At the end Brook used another of his charged and daring pauses, this time before Isabella, at “Look, if it please you, on this man condemn’d”, knelt to plead for the life of Angelo. He asked Barbara Jefford to pause each night until she felt that the audience could stand it no longer. The silence lasted at first for about thirty-five seconds, On some nights it would extend to two minutes. “The silence,” Brook said, “became a voodoo-pole – a silence in which all the inevitable elements of the evening came together, a silence in which the abstract notion of mercy became concrete for that moment to this present”.

Some have been sceptical that the pause ever lasted for two minutes, but certainly the scene made a great impression on all who saw the show. Sadly, that was not – perhaps could not be – carried across to the radio, where even a 10-second silence would have had engineers and listeners alike fiddling with their dials. So instead, after the Duke pronounces of Angelo, ‘He dies for Claudio’s death’, there is just a beat before Robert Hardy’s almost apologetic narrator breaks in:

Isabella looks steadfastly at Angelo and then falls to her knees before the Duke.
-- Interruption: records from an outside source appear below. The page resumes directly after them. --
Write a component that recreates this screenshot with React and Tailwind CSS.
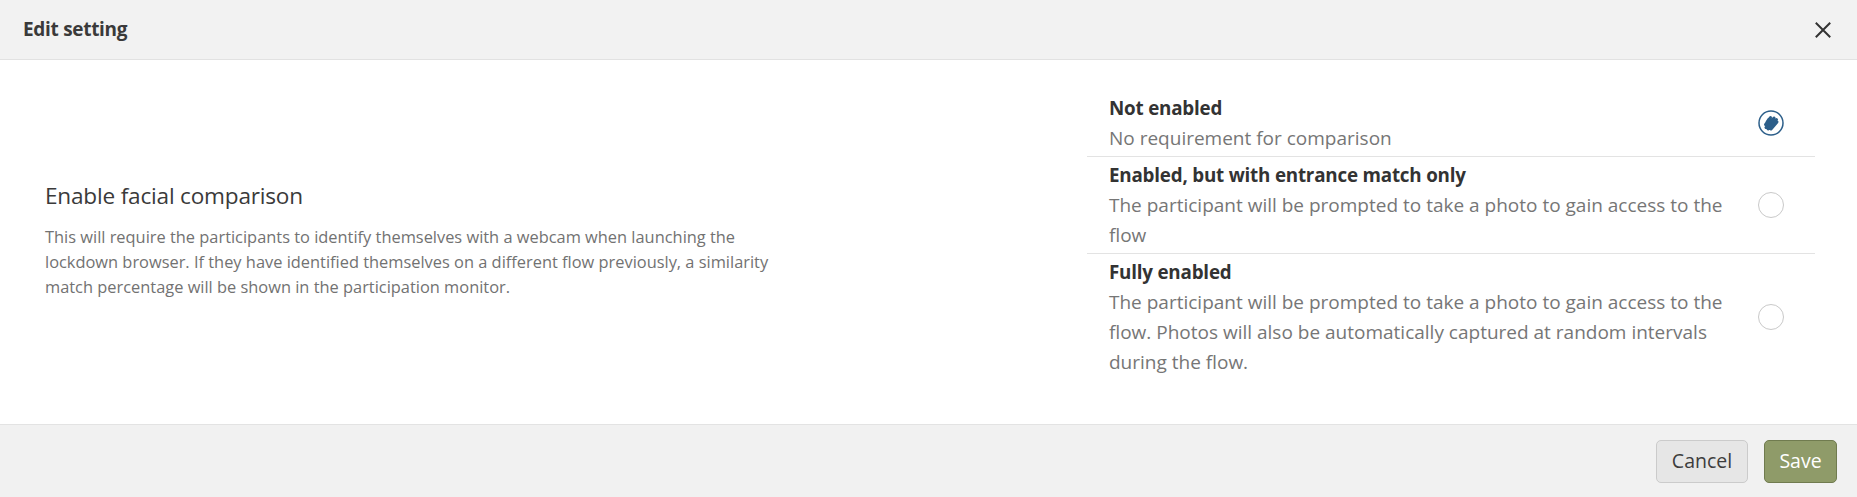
import { useState } from 'react';

const OPTIONS = [
  {
    id: 'off',
    title: 'Not enabled',
    text: 'No requirement for comparison',
  },
  {
    id: 'entrance',
    title: 'Enabled, but with entrance match only',
    text: 'The participant will be prompted to take a photo to gain access to the flow',
  },
  {
    id: 'full',
    title: 'Fully enabled',
    text: 'The participant will be prompted to take a photo to gain access to the flow. Photos will also be automatically captured at random intervals during the flow.',
  },
];

function Radio({ checked }) {
  if (!checked) {
    return <span className="block shrink-0 w-[26px] h-[26px] rounded-full border border-[#c9c9c9] bg-white" />;
  }
  return (
    <svg width="26" height="26" viewBox="0 0 26 26" className="block shrink-0">
      <circle cx="13" cy="13" r="12" fill="#fff" stroke="#2d5f8a" strokeWidth="1.5" />
      <path
        d="M7.5 14.5 L12.5 7.5 M8 17.5 L16 8 M10 19 L18.5 9.5 M13 19 L19 12 M9 12 L11 9"
        stroke="#2d5f8a"
        strokeWidth="3"
        strokeLinecap="round"
        fill="none"
      />
    </svg>
  );
}

export default function App() {
  const [value, setValue] = useState('off');

  return (
    <div
      className="w-[1857px] h-[497px] flex flex-col bg-white text-[#333]"
      style={{ fontFamily: '"Open Sans", "Noto Sans", sans-serif' }}
    >
      <header className="h-[60px] shrink-0 flex items-center justify-between pl-[23px] pr-[26px] bg-[#f2f2f2] border-b border-[#e2e2e2]">
        <h2 className="text-[19px] font-bold text-[#3a3a3a] tracking-[-0.3px]">Edit setting</h2>
        <button type="button" aria-label="Close" className="w-[16px] h-[16px] flex items-center justify-center">
          <svg width="16" height="16" viewBox="0 0 16 16">
            <path d="M1.5 1.5 L14.5 14.5 M14.5 1.5 L1.5 14.5" stroke="#333" strokeWidth="2" strokeLinecap="square" />
          </svg>
        </button>
      </header>

      <main className="flex-1 flex items-center justify-between pl-[45px] pr-[42px] pt-[30px] pb-[44px]">
        <div className="w-[745px] pt-[12px]">
          <h3 className="text-[22.6px] leading-[28px] text-[#3a3a3a] tracking-[-0.2px]">Enable facial comparison</h3>
          <p className="mt-[15px] text-[16.4px] leading-[24.8px] text-[#727272]">
            This will require the participants to identify themselves with a webcam when launching the
            lockdown browser. If they have identified themselves on a different flow previously, a
            similarity match percentage will be shown in the participation monitor.
          </p>
        </div>

        <div className="w-[728px] flex flex-col">
          {OPTIONS.map((o, i) => (
            <label
              key={o.id}
              onClick={() => setValue(o.id)}
              className={`flex items-center justify-between pl-[22px] pr-[31px] py-[3px] cursor-pointer ${
                i < OPTIONS.length - 1 ? 'border-b border-[#e3e3e3]' : ''
              }`}
            >
              <div className="w-[632px]">
                <div className="text-[18.8px] leading-[30px] font-bold text-[#333] tracking-[-0.2px]">{o.title}</div>
                <div className="text-[19px] leading-[30px] text-[#767676]">{o.text}</div>
              </div>
              <Radio checked={value === o.id} />
            </label>
          ))}
        </div>
      </main>

      <footer className="h-[73px] shrink-0 flex items-center justify-end gap-[16px] pr-[20px] bg-[#f1f1f1] border-t border-[#e3e3e3]">
        <button
          type="button"
          className="h-[43px] w-[92px] rounded-[5px] border border-[#cbcbcb] bg-[#e6e6e6] text-[19.5px] text-[#3d3d3d]"
        >
          Cancel
        </button>
        <button
          type="button"
          className="h-[43px] w-[73px] rounded-[5px] border border-[#707b4f] bg-[#8f9b69] text-[19.5px] text-white"
        >
          Save
        </button>
      </footer>
    </div>
  );
}
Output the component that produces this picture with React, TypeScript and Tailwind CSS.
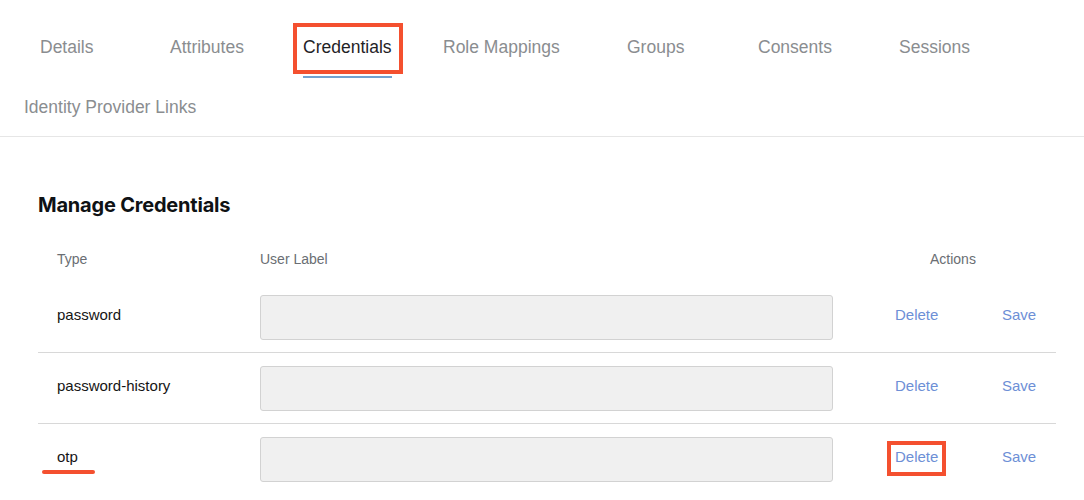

Another beat, and Isabella continues, with, ‘Most bounteous sir, / Look if it please you on this man condemned.’ There may not be a lengthy theatrical pause but, as preserved in this rare recording, Jefford’s quiet moment of mercy is still exceptionally moving.

Image: taken from the Radio Times listing for the production on 23 April 1950.


  1. You will of course let Learning On Screen know of their modest lapse so that the database can be updated.


  2. David Herman says:

    Dear John, I am thrilled to hear about your book. I would be very grateful if you could let me know a couple of months before publication date. Good luck with it.

    • John Wyver says:

      Many thanks, David. I most certainly shall, although it’s a good way off yet. I have to deliver the manuscript in December 2017, and then publication will either be autumn 2018 or early 2019. I’ve only just started but I’m really enjoying researching it – and the RSC has *such* a rich adaptation history, a good deal of it (like this recording of Brook’s production) all-but unknown.